Concentrer une somme de sept cents pages en une bande dessinée en comptant cent cinquante représente un défi que l’auteur et dessinateur relève avec adresse. Réduit à son essence, le fil narratif demeure fluide et exprime les états d’âme du délinquant. La chronique prend la forme d’une vaste réflexion sur l’éthique. Au premier chef sur la légitimité d’exécuter, mais également sur la richesse et la pauvreté, lesquelles s’affirment d’ailleurs comme un leitmotiv. Faute de moyens, le protagoniste abandonne ses études, vend ses biens et vivote en attendant l’allocation maternelle. Il n’est du reste pas seul à être dominé par les finances. Sa sœur s’apprête à épouser un prétendant beaucoup plus vieux qu’elle qui lui assurera cependant un avenir prospère ; aussi, une de ses connaissances accepte que sa fille se prostitue. En fait, le lien entre le forfait et l’argent se montre omniprésent. Celui qui en manque peut être incité à commettre une infamie, celui qui en a trop risque quant à lui de profiter de sa position, ce qui constitue une faute morale pour laquelle il n’y a généralement pas de conséquences.
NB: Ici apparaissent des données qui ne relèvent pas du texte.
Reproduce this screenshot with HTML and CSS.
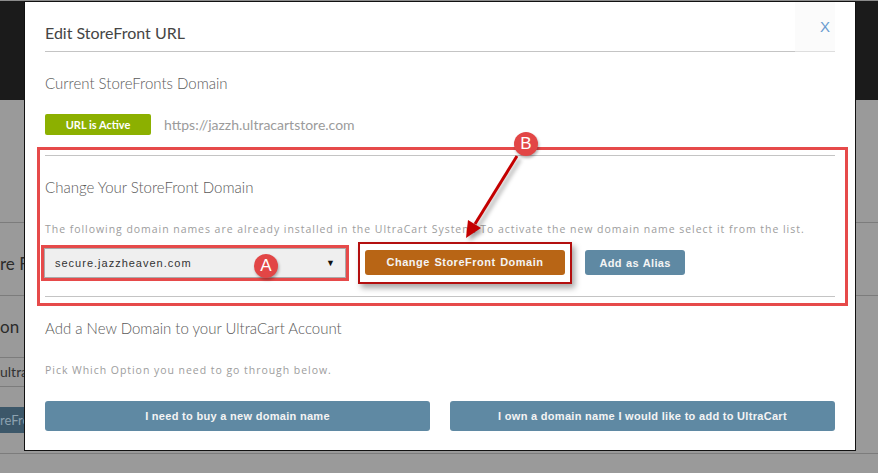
FILE: index.html
```html
<!DOCTYPE html>
<html lang="en">
<head>
    <meta charset="UTF-8">
    <meta name="viewport" content="width=device-width, initial-scale=1.0">
    <link rel="stylesheet" href="styles.css">
    <title>Edit StoreFront URL</title>
</head>
<body>
    <!-- page behind the dialog -->
    <div class="page">
        <div class="topbar"></div>
        <div class="row row-top"></div>
        <div class="row row-label"><span>re F</span></div>
        <div class="row row-title"><span>on</span></div>
        <div class="row row-input"><span class="fake-input">ultra</span></div>
        <div class="row row-action"><span class="fake-btn">reFro</span></div>
    </div>

    <div class="modal">
        <div class="modal-header">
            <h2 class="modal-title">Edit StoreFront URL</h2>
            <button class="close">X</button>
        </div>

        <div class="section">
            <h3>Current StoreFronts Domain</h3>
            <div class="url-row">
                <span class="status">URL is Active</span>
                <span class="url">https://jazzh.ultracartstore.com</span>
            </div>
        </div>

        <div class="highlight">
            <div class="section change">
                <h3>Change Your StoreFront Domain</h3>
                <p class="hint">The following domain names are already installed in the UltraCart System. To activate the new domain name select it from the list.</p>
                <div class="domain-row">
                    <div class="mark mark-a">
                        <div class="select">
                            <span>secure.jazzheaven.com</span>
                            <span class="caret">&#9660;</span>
                        </div>
                        <span class="pin pin-a">A</span>
                    </div>
                    <div class="mark mark-b">
                        <button class="btn btn-orange">Change StoreFront Domain</button>
                    </div>
                    <button class="btn btn-blue btn-alias">Add as Alias</button>
                </div>
            </div>
        </div>

        <div class="section">
            <h3 class="tight">Add a New Domain to your UltraCart Account</h3>
            <p class="hint">Pick Which Option you need to go through below.</p>
            <div class="choice-row">
                <button class="btn btn-blue btn-wide">I need to buy a new domain name</button>
                <button class="btn btn-blue btn-wide">I own a domain name I would like to add to UltraCart</button>
            </div>
        </div>
    </div>

    <!-- annotation callout -->
    <span class="pin pin-b">B</span>
    <svg class="arrow" width="878" height="473" viewBox="0 0 878 473">
        <line x1="517" y1="156" x2="475" y2="224" stroke="#c40000" stroke-width="3"/>
        <polygon points="466,238 481,228 468,220" fill="#c40000"/>
    </svg>
</body>
</html>
```

FILE: styles.css
```css
body {
    margin: 0;
    width: 878px;
    height: 473px;
    overflow: hidden;
    position: relative;
    background-color: #9a9a9a;
    font-family: Lato, "Open Sans", sans-serif;
}

/* background page */
.page {
    display: flex;
    flex-direction: column;
}

.topbar {
    height: 99px;
    background-color: #1b1b1b;
    border-top: 1px solid #8c8c8c;
}

.row {
    border-bottom: 1px solid #7c7c7c;
    display: flex;
    align-items: center;
    font-size: 17px;
    color: #2b2b2b;
    white-space: nowrap;
}

.row-top {
    height: 122px;
}

.row-label {
    height: 73px;
    padding-top: 8px;
    box-sizing: border-box;
}

.row-title {
    height: 61px;
    border-bottom: none;
}

.row-input {
    height: 30px;
    border-bottom: none;
}

.fake-input {
    height: 28px;
    line-height: 28px;
    border-top: 1px solid #7c7c7c;
    border-bottom: 1px solid #7c7c7c;
    font-size: 14px;
    color: #333;
}

.row-action {
    height: 66px;
    align-items: flex-start;
}

.fake-btn {
    margin-top: 20px;
    height: 26px;
    line-height: 26px;
    padding-right: 10px;
    background-color: #3c5769;
    color: #8da2b0;
    font-size: 13px;
}

/* dialog */
.modal {
    position: absolute;
    left: 24px;
    top: 1px;
    width: 790px;
    padding: 0 20px 19px;
    background-color: #fff;
    border: 1px solid #111;
}

.modal-header {
    display: flex;
}

.modal-title {
    flex: 1;
    margin: 0;
    padding: 20px 0 7px;
    line-height: 22px;
    font-size: 16px;
    font-weight: normal;
    color: #454545;
    border-bottom: 1px solid #c4c4c4;
}

.close {
    width: 40px;
    padding: 0 5px 0 0;
    text-align: right;
    border: none;
    border-bottom: 1px solid #dedede;
    background-color: #fbfbfb;
    color: #6a9bd0;
    font-family: "Liberation Sans", Arial, sans-serif;
    font-size: 15px;
}

h3 {
    margin: 21px 0 0;
    line-height: 20px;
    font-size: 15px;
    font-weight: 300;
    color: #5a5a5a;
}

h3.tight {
    margin-top: 12px;
}

.url-row {
    margin-top: 21px;
    display: flex;
    align-items: center;
}

.status {
    width: 106px;
    height: 21px;
    line-height: 21px;
    text-align: center;
    border-radius: 2px;
    background-color: #8cb000;
    color: #fff;
    font-size: 11px;
    font-weight: bold;
}

.url {
    margin-left: 13px;
    font-size: 14px;
    color: #9b9b9b;
}

.hint {
    margin: 24px 0 0;
    line-height: 16px;
    font-family: "Open Sans", sans-serif;
    font-size: 10.5px;
    letter-spacing: 0.96px;
    color: #9d9d9d;
}

/* red annotation frame */
.highlight {
    margin: 12px -13px 0 -8px;
    padding: 5px 10px 6px 5px;
    border: 3px solid #e64a4a;
}

.change {
    border-top: 1px solid #c4c4c4;
    border-bottom: 1px solid #c4c4c4;
    padding-bottom: 12px;
}

.domain-row {
    margin-top: 4px;
    display: flex;
    align-items: center;
    height: 43px;
}

.mark {
    position: relative;
}

.mark-a {
    margin-left: -4px;
    border: 3px solid #e64a4a;
}

.select {
    width: 302px;
    height: 30px;
    box-sizing: border-box;
    padding: 0 10px;
    display: flex;
    align-items: center;
    justify-content: space-between;
    background-color: #efefef;
    border: 1px solid #aaa;
    font-family: "Liberation Sans", Arial, sans-serif;
    font-size: 11px;
    letter-spacing: 1px;
    color: #333;
}

.caret {
    font-size: 9px;
    letter-spacing: 0;
    color: #111;
}

.pin {
    position: absolute;
    width: 24px;
    height: 24px;
    line-height: 24px;
    border-radius: 50%;
    text-align: center;
    background-color: #e24646;
    color: #fff;
    font-family: "Liberation Sans", Arial, sans-serif;
    font-size: 17px;
    box-shadow: 1px 2px 3px rgba(0, 0, 0, 0.3);
}

.pin-a {
    left: 210px;
    top: 6px;
}

.pin-b {
    left: 514px;
    top: 132px;
}

.mark-b {
    margin-left: 9px;
    padding: 6px 5px 7px;
    border: 2px solid #b30f0f;
    box-shadow: 3px 4px 6px rgba(0, 0, 0, 0.35);
}

.btn {
    display: block;
    height: 25px;
    border: none;
    border-radius: 3px;
    color: #f4f4f4;
    font-family: "Liberation Sans", Arial, sans-serif;
    font-size: 11px;
    font-weight: bold;
    letter-spacing: 0.5px;
    word-spacing: 1px;
    cursor: pointer;
}

.btn-orange {
    width: 200px;
    background-color: #b86515;
}

.btn-blue {
    background-color: #5f89a3;
}

.btn-alias {
    width: 100px;
    margin-left: 13px;
    letter-spacing: 0.3px;
}

.choice-row {
    margin-top: 23px;
    display: flex;
    gap: 20px;
}

.btn-wide {
    flex: 1;
    height: 30px;
    letter-spacing: 0.3px;
    word-spacing: 0;
}

.arrow {
    position: absolute;
    left: 0;
    top: 0;
    pointer-events: none;
    filter: drop-shadow(3px 3px 2px rgba(0, 0, 0, 0.35));
}
```
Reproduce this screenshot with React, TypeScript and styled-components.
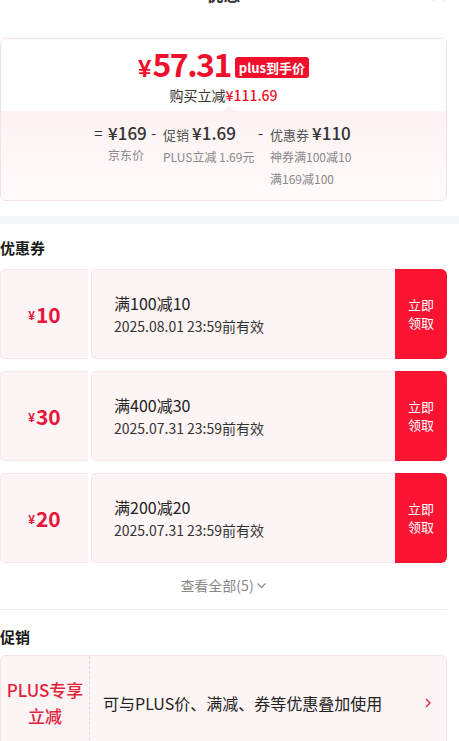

Le dessin d’inspiration expressionniste traduit de belle façon les psychés torturées des personnages. Les décors sont relativement peu élaborés, ce qui n’est pas véritablement problématique puisque l’artiste, privilégiant l’expressivité des visages, propose assez peu de plans d’ensemble. Les couleurs à l’aquarelle se révèlent pour leur part très jolies, peut-être un peu trop systématiquement sombres, mais c’est dans le ton de l’œuvre du Russe. À quelques reprises, l’illustrateur tranche avec son style. La scène de l’homicide est présentée en ombres, le traitement graphique d’un rêve morbide rappelle jusqu’à un certain point le travail d’Henri Matisse, la mise à mort d’un cheval évoquera quant à elle les créations du romantique Johann Heinrich Füssli. La composition est créative et parfois déconcertante, notamment les nombreuses cases asymétriques, qui n’entachent toutefois pas la lisibilité.
Il faut avoir du cran pour s’attaquer à un tel monument littéraire. Bastien Loukia est le premier bédéiste à s’y mesurer. Le résultat convainc.